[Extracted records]
※ ※ ※

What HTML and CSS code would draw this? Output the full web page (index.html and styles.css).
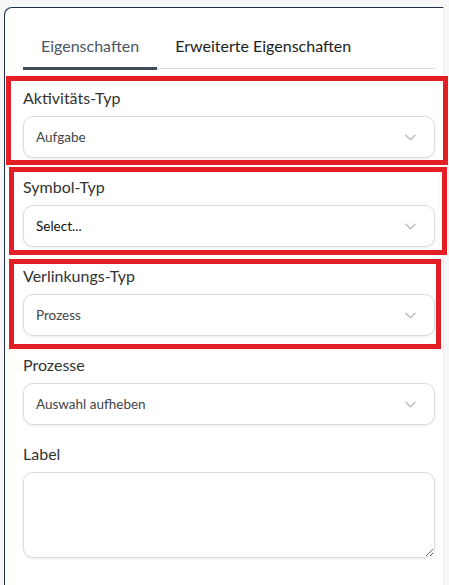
FILE: index.html
```html
<!DOCTYPE html>
<html lang="de">
<head>
<meta charset="utf-8">
<title>Eigenschaften</title>
<link rel="stylesheet" href="styles.css">
</head>
<body>
<div class="panel">
  <div class="tabs">
    <div class="tab active">Eigenschaften</div>
    <div class="tab">Erweiterte Eigenschaften</div>
  </div>
  <div class="field">
    <div class="label">Aktivitäts-Typ</div>
    <div class="select"><span class="value">Aufgabe</span><svg class="chev" viewBox="0 0 12 7" width="11" height="7"><path d="M1 1l5 5 5-5" fill="none" stroke="currentColor" stroke-width="1.6" stroke-linecap="round" stroke-linejoin="round"/></svg></div>
  </div>
  <div class="field">
    <div class="label">Symbol-Typ</div>
    <div class="select"><span class="value placeholder">Select...</span><svg class="chev" viewBox="0 0 12 7" width="11" height="7"><path d="M1 1l5 5 5-5" fill="none" stroke="currentColor" stroke-width="1.6" stroke-linecap="round" stroke-linejoin="round"/></svg></div>
  </div>
  <div class="field">
    <div class="label">Verlinkungs-Typ</div>
    <div class="select"><span class="value">Prozess</span><svg class="chev" viewBox="0 0 12 7" width="11" height="7"><path d="M1 1l5 5 5-5" fill="none" stroke="currentColor" stroke-width="1.6" stroke-linecap="round" stroke-linejoin="round"/></svg></div>
  </div>
  <div class="field">
    <div class="label">Prozesse</div>
    <div class="select"><span class="value">Auswahl aufheben</span><svg class="chev" viewBox="0 0 12 7" width="11" height="7"><path d="M1 1l5 5 5-5" fill="none" stroke="currentColor" stroke-width="1.6" stroke-linecap="round" stroke-linejoin="round"/></svg></div>
  </div>
  <div class="field">
    <div class="label">Label</div>
    <textarea class="textarea"></textarea>
  </div>
</div>
<div class="mark mark-1"></div>
<div class="mark mark-2"></div>
<div class="mark mark-3"></div>
</body>
</html>
```
FILE: styles.css
```css
html, body {
  margin: 0;
  padding: 0;
}
body {
  position: relative;
  background: #f7f7f7;
  font-family: Lato, "Open Sans", sans-serif;
  color: #333;
  width: 449px;
  height: 585px;
  overflow: hidden;
}
.panel {
  margin: 7px 0 0 4px;
  width: 440px;
  height: 600px;
  background: #fff;
  border-top: 1px solid #1d2f4b;
  border-left: 1px solid #1d2f4b;
  border-right: 1px solid #ececec;
  border-top-left-radius: 8px;
  padding: 18px 8px 0 18px;
  box-sizing: border-box;
}
.tabs {
  display: flex;
  border-bottom: 1px solid #dedede;
  margin-bottom: 19px;
  width: 412px;
}
.tab {
  padding: 10px 18px 11px;
  font-size: 16px;
  line-height: 20px;
  color: #222;
  border-bottom: 3px solid transparent;
  margin-bottom: -2px;
}
.tab.active {
  color: #4b5563;
  border-bottom-color: #3e4c5b;
}
.field {
  display: flex;
  flex-direction: column;
  gap: 8px;
  margin-bottom: 19px;
  width: 412px;
}
.label {
  font-size: 16px;
  line-height: 20px;
  color: #333;
}
.select {
  height: 42px;
  box-sizing: border-box;
  border: 1px solid #dcdcdc;
  border-radius: 10px;
  box-shadow: 0 1px 3px rgba(0,0,0,0.08);
  display: flex;
  align-items: center;
  justify-content: space-between;
  padding: 0 18px 0 12px;
  background: #fff;
}
.value {
  font-size: 13.5px;
  color: #444;
}
.value.placeholder {
  color: #111;
}
.chev {
  color: #bdbdbd;
}
.textarea {
  display: block;
  width: 412px;
  height: 86px;
  box-sizing: border-box;
  border: 1px solid #dcdcdc;
  border-radius: 10px;
  box-shadow: 0 1px 3px rgba(0,0,0,0.08);
  resize: vertical;
  font-family: inherit;
  margin: 0;
  padding: 8px 12px;
  outline: none;
}
.mark {
  position: absolute;
  border: 5px solid #e31e24;
  box-sizing: border-box;
}
.mark-1 { left: 6px; top: 76px; width: 442px; height: 89px; }
.mark-2 { left: 9px; top: 167px; width: 438px; height: 88px; }
.mark-3 { left: 9px; top: 259px; width: 432px; height: 90px; }
```
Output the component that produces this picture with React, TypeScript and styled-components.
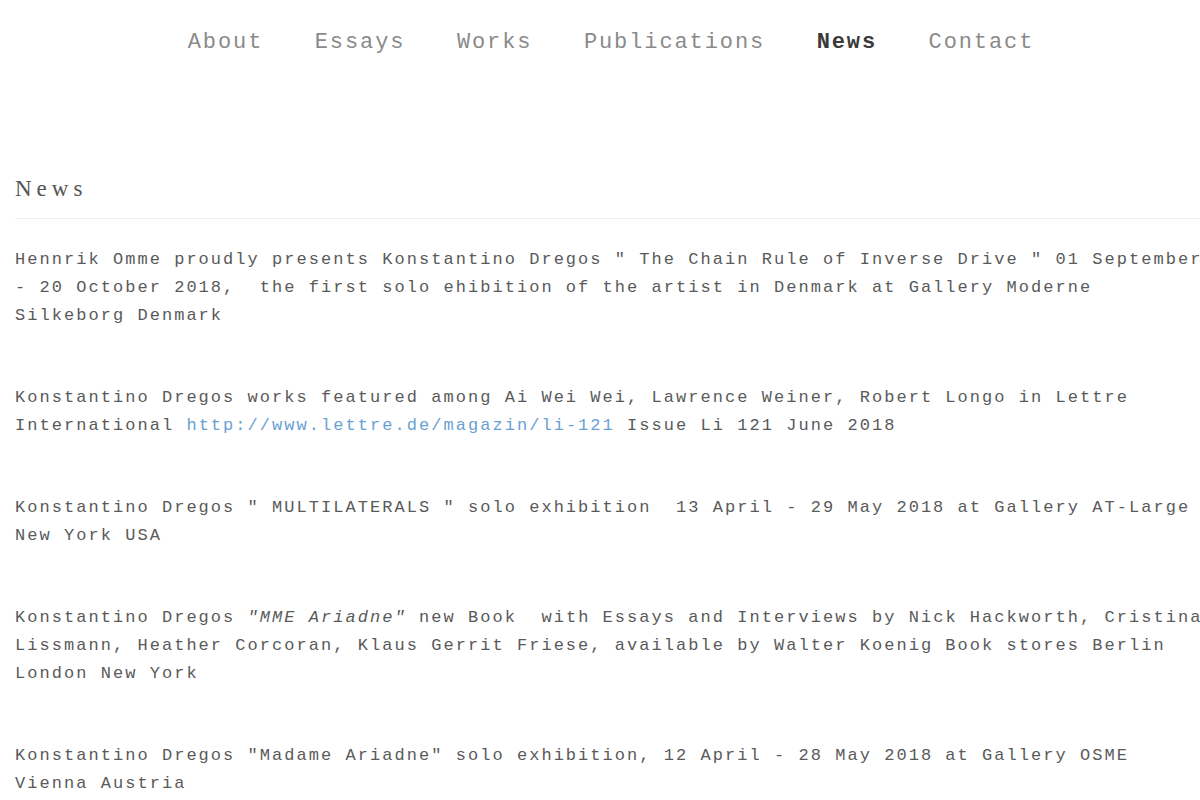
import React from "react";
import styled, { createGlobalStyle } from "styled-components";

const GlobalStyle = createGlobalStyle`
  html, body {
    margin: 0;
    padding: 0;
    background: #ffffff;
    overflow-x: hidden;
  }
  body {
    font-family: "Liberation Mono", "Courier New", monospace;
  }
`;

const Page = styled.div`
  display: flex;
  flex-direction: column;
`;

const Nav = styled.nav`
  display: flex;
  justify-content: center;
  gap: 51.5px;
  padding: 28px 0 0 22px;
`;

const NavItem = styled.a<{ $active?: boolean }>`
  font-family: "Liberation Mono", "Courier New", monospace;
  font-size: 22px;
  line-height: 30px;
  letter-spacing: 1.9px;
  color: ${(p) => (p.$active ? "#3a3a3a" : "#8a8a8a")};
  font-weight: ${(p) => (p.$active ? 700 : 400)};
  text-decoration: none;
  cursor: pointer;
`;

const Main = styled.main`
  width: 1193px;
  padding-left: 15px;
  margin-top: 118px;
`;

const Title = styled.h1`
  margin: 0 0 27px 0;
  padding-bottom: 16px;
  border-bottom: 1px solid #eeeeee;
  font-family: "Liberation Serif", "Times New Roman", serif;
  font-weight: 400;
  font-size: 23px;
  line-height: 26.4px;
  letter-spacing: 5px;
  color: #555555;
`;

const Entry = styled.p`
  margin: 0 0 54px 0;
  font-family: "Liberation Mono", "Courier New", monospace;
  font-size: 17px;
  line-height: 28px;
  letter-spacing: 0.12em;
  color: #5a5a5a;
  white-space: pre-wrap;
`;

const Link = styled.a`
  color: #6a9fd2;
  text-decoration: none;
`;

const Em = styled.em`
  font-style: italic;
`;

const navItems = ["About", "Essays", "Works", "Publications", "News", "Contact"];

export default function App() {
  return (
    <Page>
      <GlobalStyle />
      <Nav>
        {navItems.map((item) => (
          <NavItem key={item} $active={item === "News"}>
            {item}
          </NavItem>
        ))}
      </Nav>
      <Main>
        <Title>News</Title>
        <Entry>
          {
            'Hennrik Omme proudly presents Konstantino Dregos " The Chain Rule of Inverse Drive " 01 September - 20 October 2018,  the first solo ehibition of the artist in Denmark at Gallery Moderne Silkeborg Denmark'
          }
        </Entry>
        <Entry>
          {"Konstantino Dregos works featured among Ai Wei Wei, Lawrence Weiner, Robert Longo in Lettre International "}
          <Link href="#">{"http://www.lettre.de/magazin/li-121"}</Link>
          {" Issue Li 121 June 2018"}
        </Entry>
        <Entry>
          {'Konstantino Dregos " MULTILATERALS " solo exhibition  13 April - 29 May 2018 at Gallery AT-Large New York USA'}
        </Entry>
        <Entry>
          {"Konstantino Dregos "}
          <Em>{'"MME Ariadne"'}</Em>
          {
            " new Book  with Essays and Interviews by Nick Hackworth, Cristina Lissmann, Heather Corcoran, Klaus Gerrit Friese, available by Walter Koenig Book stores Berlin London New York"
          }
        </Entry>
        <Entry>
          {'Konstantino Dregos "Madame Ariadne" solo exhibition, 12 April - 28 May 2018 at Gallery OSME Vienna Austria'}
        </Entry>
      </Main>
    </Page>
  );
}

※ ※ ※

● **TO BE DONE**
Retype each record exactly as it stands, but do not include the pictures.

● **THE ANSWER**
What HTML and CSS code would draw this? Output the full web page (index.html and styles.css).
FILE: index.html
```html
<!DOCTYPE html>
<html lang="de">
<head>
<meta charset="utf-8">
<title>Eigenschaften</title>
<link rel="stylesheet" href="styles.css">
</head>
<body>
<div class="panel">
  <div class="tabs">
    <div class="tab active">Eigenschaften</div>
    <div class="tab">Erweiterte Eigenschaften</div>
  </div>
  <div class="field">
    <div class="label">Aktivitäts-Typ</div>
    <div class="select"><span class="value">Aufgabe</span><svg class="chev" viewBox="0 0 12 7" width="11" height="7"><path d="M1 1l5 5 5-5" fill="none" stroke="currentColor" stroke-width="1.6" stroke-linecap="round" stroke-linejoin="round"/></svg></div>
  </div>
  <div class="field">
    <div class="label">Symbol-Typ</div>
    <div class="select"><span class="value placeholder">Select...</span><svg class="chev" viewBox="0 0 12 7" width="11" height="7"><path d="M1 1l5 5 5-5" fill="none" stroke="currentColor" stroke-width="1.6" stroke-linecap="round" stroke-linejoin="round"/></svg></div>
  </div>
  <div class="field">
    <div class="label">Verlinkungs-Typ</div>
    <div class="select"><span class="value">Prozess</span><svg class="chev" viewBox="0 0 12 7" width="11" height="7"><path d="M1 1l5 5 5-5" fill="none" stroke="currentColor" stroke-width="1.6" stroke-linecap="round" stroke-linejoin="round"/></svg></div>
  </div>
  <div class="field">
    <div class="label">Prozesse</div>
    <div class="select"><span class="value">Auswahl aufheben</span><svg class="chev" viewBox="0 0 12 7" width="11" height="7"><path d="M1 1l5 5 5-5" fill="none" stroke="currentColor" stroke-width="1.6" stroke-linecap="round" stroke-linejoin="round"/></svg></div>
  </div>
  <div class="field">
    <div class="label">Label</div>
    <textarea class="textarea"></textarea>
  </div>
</div>
<div class="mark mark-1"></div>
<div class="mark mark-2"></div>
<div class="mark mark-3"></div>
</body>
</html>
```
FILE: styles.css
```css
html, body {
  margin: 0;
  padding: 0;
}
body {
  position: relative;
  background: #f7f7f7;
  font-family: Lato, "Open Sans", sans-serif;
  color: #333;
  width: 449px;
  height: 585px;
  overflow: hidden;
}
.panel {
  margin: 7px 0 0 4px;
  width: 440px;
  height: 600px;
  background: #fff;
  border-top: 1px solid #1d2f4b;
  border-left: 1px solid #1d2f4b;
  border-right: 1px solid #ececec;
  border-top-left-radius: 8px;
  padding: 18px 8px 0 18px;
  box-sizing: border-box;
}
.tabs {
  display: flex;
  border-bottom: 1px solid #dedede;
  margin-bottom: 19px;
  width: 412px;
}
.tab {
  padding: 10px 18px 11px;
  font-size: 16px;
  line-height: 20px;
  color: #222;
  border-bottom: 3px solid transparent;
  margin-bottom: -2px;
}
.tab.active {
  color: #4b5563;
  border-bottom-color: #3e4c5b;
}
.field {
  display: flex;
  flex-direction: column;
  gap: 8px;
  margin-bottom: 19px;
  width: 412px;
}
.label {
  font-size: 16px;
  line-height: 20px;
  color: #333;
}
.select {
  height: 42px;
  box-sizing: border-box;
  border: 1px solid #dcdcdc;
  border-radius: 10px;
  box-shadow: 0 1px 3px rgba(0,0,0,0.08);
  display: flex;
  align-items: center;
  justify-content: space-between;
  padding: 0 18px 0 12px;
  background: #fff;
}
.value {
  font-size: 13.5px;
  color: #444;
}
.value.placeholder {
  color: #111;
}
.chev {
  color: #bdbdbd;
}
.textarea {
  display: block;
  width: 412px;
  height: 86px;
  box-sizing: border-box;
  border: 1px solid #dcdcdc;
  border-radius: 10px;
  box-shadow: 0 1px 3px rgba(0,0,0,0.08);
  resize: vertical;
  font-family: inherit;
  margin: 0;
  padding: 8px 12px;
  outline: none;
}
.mark {
  position: absolute;
  border: 5px solid #e31e24;
  box-sizing: border-box;
}
.mark-1 { left: 6px; top: 76px; width: 442px; height: 89px; }
.mark-2 { left: 9px; top: 167px; width: 438px; height: 88px; }
.mark-3 { left: 9px; top: 259px; width: 432px; height: 90px; }
```
Output the component that produces this picture with React, TypeScript and styled-components.
import React from "react";
import styled, { createGlobalStyle } from "styled-components";

const GlobalStyle = createGlobalStyle`
  html, body {
    margin: 0;
    padding: 0;
    background: #ffffff;
    overflow-x: hidden;
  }
  body {
    font-family: "Liberation Mono", "Courier New", monospace;
  }
`;

const Page = styled.div`
  display: flex;
  flex-direction: column;
`;

const Nav = styled.nav`
  display: flex;
  justify-content: center;
  gap: 51.5px;
  padding: 28px 0 0 22px;
`;

const NavItem = styled.a<{ $active?: boolean }>`
  font-family: "Liberation Mono", "Courier New", monospace;
  font-size: 22px;
  line-height: 30px;
  letter-spacing: 1.9px;
  color: ${(p) => (p.$active ? "#3a3a3a" : "#8a8a8a")};
  font-weight: ${(p) => (p.$active ? 700 : 400)};
  text-decoration: none;
  cursor: pointer;
`;

const Main = styled.main`
  width: 1193px;
  padding-left: 15px;
  margin-top: 118px;
`;

const Title = styled.h1`
  margin: 0 0 27px 0;
  padding-bottom: 16px;
  border-bottom: 1px solid #eeeeee;
  font-family: "Liberation Serif", "Times New Roman", serif;
  font-weight: 400;
  font-size: 23px;
  line-height: 26.4px;
  letter-spacing: 5px;
  color: #555555;
`;

const Entry = styled.p`
  margin: 0 0 54px 0;
  font-family: "Liberation Mono", "Courier New", monospace;
  font-size: 17px;
  line-height: 28px;
  letter-spacing: 0.12em;
  color: #5a5a5a;
  white-space: pre-wrap;
`;

const Link = styled.a`
  color: #6a9fd2;
  text-decoration: none;
`;

const Em = styled.em`
  font-style: italic;
`;

const navItems = ["About", "Essays", "Works", "Publications", "News", "Contact"];

export default function App() {
  return (
    <Page>
      <GlobalStyle />
      <Nav>
        {navItems.map((item) => (
          <NavItem key={item} $active={item === "News"}>
            {item}
          </NavItem>
        ))}
      </Nav>
      <Main>
        <Title>News</Title>
        <Entry>
          {
            'Hennrik Omme proudly presents Konstantino Dregos " The Chain Rule of Inverse Drive " 01 September - 20 October 2018,  the first solo ehibition of the artist in Denmark at Gallery Moderne Silkeborg Denmark'
          }
        </Entry>
        <Entry>
          {"Konstantino Dregos works featured among Ai Wei Wei, Lawrence Weiner, Robert Longo in Lettre International "}
          <Link href="#">{"http://www.lettre.de/magazin/li-121"}</Link>
          {" Issue Li 121 June 2018"}
        </Entry>
        <Entry>
          {'Konstantino Dregos " MULTILATERALS " solo exhibition  13 April - 29 May 2018 at Gallery AT-Large New York USA'}
        </Entry>
        <Entry>
          {"Konstantino Dregos "}
          <Em>{'"MME Ariadne"'}</Em>
          {
            " new Book  with Essays and Interviews by Nick Hackworth, Cristina Lissmann, Heather Corcoran, Klaus Gerrit Friese, available by Walter Koenig Book stores Berlin London New York"
          }
        </Entry>
        <Entry>
          {'Konstantino Dregos "Madame Ariadne" solo exhibition, 12 April - 28 May 2018 at Gallery OSME Vienna Austria'}
        </Entry>
      </Main>
    </Page>
  );
}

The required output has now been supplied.